DOWNLOAD APLIKASI BOROBUDUR NEWS (KLIK DISINI)

Kelas B banyak dibeli oleh pedagang pasar, pabrik, swalayan, dan pemanggang ubi. Sedangkan ubi kelas C banyak dibeli oleh pengolah ubi atau home industry.

Pengelompokkan ini membuat harga ubi berbeda-beda. Ada yang lebih mahal, ada yang lebih murah. Untuk ubi kelas bagus, harga dari pengepul kepada pedagang bisa mencapai Rp6.000 per kilogram.

“Kualitas yang sudah dicuci dan bersih, umumnya memiliki harga yang lebih tinggi. Namun, saat ini harga ubi tetap stabil,” jelas Istanto.

Selama musim kemarau, budi daya ubi dirasakan cukup terdampak, terutama pada lahan-lahan tadah hujan yang memiliki irigasi yang kurang baik. Namun, lahan yang terhubung dengan sistem irigasi yang baik tetap memiliki produksi yang optimal.

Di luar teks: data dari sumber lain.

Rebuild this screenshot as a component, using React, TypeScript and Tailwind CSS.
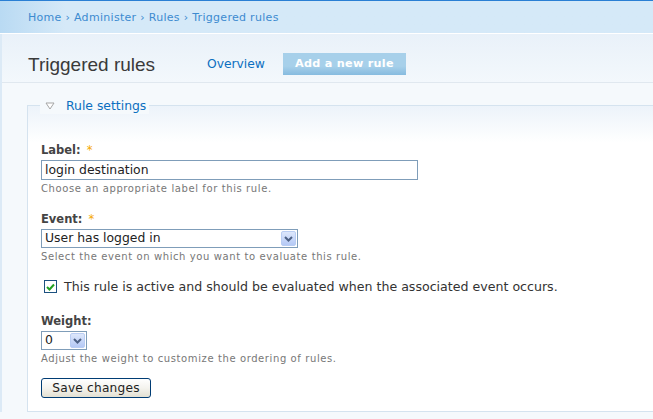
import React from 'react';

const font = "font-['DejaVu_Sans',Verdana,sans-serif]";

const Chevron: React.FC = () => (
  <svg width="9" height="6" viewBox="0 0 9 6">
    <path d="M1 1 L4.5 4.5 L8 1" stroke="#4d6185" strokeWidth="2" fill="none" />
  </svg>
);

const Select: React.FC<{ value: string; width: string }> = ({ value, width }) => (
  <div className={`${width} h-[19px] flex items-center justify-between border border-[#7f9db9] bg-white pl-[3px] pr-[1px]`}>
    <span className="text-[12.4px] leading-none text-[#222]">{value}</span>
    <span className="w-[15px] h-[15px] flex items-center justify-center rounded-[2px] border border-[#b9cdf3] bg-gradient-to-b from-[#dde7fb] to-[#b5c9f5]">
      <Chevron />
    </span>
  </div>
);

const Required: React.FC = () => <span className="ml-[6px] text-[#f5a800] font-normal">*</span>;

const Help: React.FC<{ children: React.ReactNode }> = ({ children }) => (
  <div className="mt-[3px] text-[10px] text-[#777] leading-[12px] tracking-[0.6px]">{children}</div>
);

const App: React.FC = () => {
  return (
    <div className={`${font} w-[653px] h-[419px] overflow-hidden bg-[#f5f9fc] text-[#333]`}>
      {/* breadcrumb */}
      <div className="h-[34px] border-t border-[#2a7fd4] border-b border-b-white bg-gradient-to-r from-[#b9daf3] to-[#d5e9f8] to-[10%] pl-[28px] pt-[2px] flex items-center">
        <span className="text-[11px] text-[#3d8bd0] tracking-[0.3px]">Home › Administer › Rules › Triggered rules</span>
      </div>

      <div className="border-l-2 border-[#dceaf6]">
        {/* title bar */}
        <div className="h-[49px] border-b border-[#e0e8ef] bg-gradient-to-b from-[#e9f1f9] to-[#f3f8fc] pl-[26px] flex items-end pb-[7px]">
          <h1 className="font-['Liberation_Sans',Arial,sans-serif] text-[19px] leading-none text-[#3a3a3a] w-[179px] pb-[1px]">
            Triggered rules
          </h1>
          <a className="text-[12.3px] text-[#0b6fc0] mb-[2px]">Overview</a>
          <span className="ml-[18px] h-[22px] w-[123px] flex items-center justify-center bg-gradient-to-b from-[#a7d0ea] from-60% to-[#86bbdf] text-white font-bold text-[11.2px] tracking-[0.3px]">
            Add a new rule
          </span>
        </div>

        {/* content */}
        <div className="pl-[25px] pt-[22px]">
          <div className="relative border border-[#d5e3ef] border-r-0 h-[307px] bg-gradient-to-b from-[#ecf3fa] via-white via-[12%] to-white">
            <div className="absolute -top-[9px] left-[12px] flex items-center bg-[#f5f9fc] px-[3px]">
              <svg width="10" height="8" viewBox="0 0 10 8" className="mr-[11px] ml-[2px]">
                <path d="M1 1 H9 L5 7 Z" fill="white" stroke="#a5a5a5" strokeWidth="1" />
              </svg>
              <span className="text-[12.4px] leading-[17px] text-[#0b6fc0]">Rule settings</span>
            </div>

            <div className="pl-[13px] pt-[37px]">
              {/* Label */}
              <div className="text-[11.5px] font-bold text-[#444] leading-[14px]">
                Label:<Required />
              </div>
              <div className="mt-[3px] w-[377px] h-[20px] border border-[#7f9db9] bg-white flex items-center pl-[3px]">
                <span className="text-[12.4px] text-[#222] leading-none">login destination</span>
              </div>
              <Help>Choose an appropriate label for this rule.</Help>

              {/* Event */}
              <div className="mt-[17px] text-[11.5px] font-bold text-[#444] leading-[14px]">
                Event:<Required />
              </div>
              <div className="mt-[3px]">
                <Select value="User has logged in" width="w-[257px]" />
              </div>
              <Help>Select the event on which you want to evaluate this rule.</Help>

              {/* checkbox */}
              <div className="mt-[16px] flex items-center">
                <span className="ml-[3px] w-[13px] h-[13px] border border-[#1c5180] bg-white flex items-center justify-center">
                  <svg width="9" height="8" viewBox="0 0 9 8">
                    <path d="M1 4 L3.5 6.5 L8 1.5" stroke="#21a121" strokeWidth="2" fill="none" />
                  </svg>
                </span>
                <span className="ml-[7px] text-[12.6px] text-[#333] leading-[15px]">
                  This rule is active and should be evaluated when the associated event occurs.
                </span>
              </div>

              {/* Weight */}
              <div className="mt-[20px] text-[11.5px] font-bold text-[#444] leading-[14px]">Weight:</div>
              <div className="mt-[3px]">
                <Select value="0" width="w-[46px]" />
              </div>
              <Help>Adjust the weight to customize the ordering of rules.</Help>

              <button className="mt-[13px] block w-[110px] h-[20px] rounded-[3px] border border-[#003c74] bg-gradient-to-b from-white via-[#f4f3ee] to-[#e3e0d2] text-[12.2px] leading-none text-[#222] tracking-[0.2px]">
                Save changes
              </button>
            </div>
          </div>
        </div>
      </div>
    </div>
  );
};

export default App;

“Beberapa daerah di dataran tinggi seperti Genito dan Candisari Atas hampir tidak bisa ditanami karena kurangnya pengairan yang baik. Budidaya menjadi tidak maksimal. Namun, untuk lahan yang memiliki irigasi Sidandang, produksinya tetap baik meskipun petani harus bergiliran berbagi,” ungkapnya. (*/sumber Panennews.com)

About The Author

Tinggalkan Balasan

error: Content is protected !!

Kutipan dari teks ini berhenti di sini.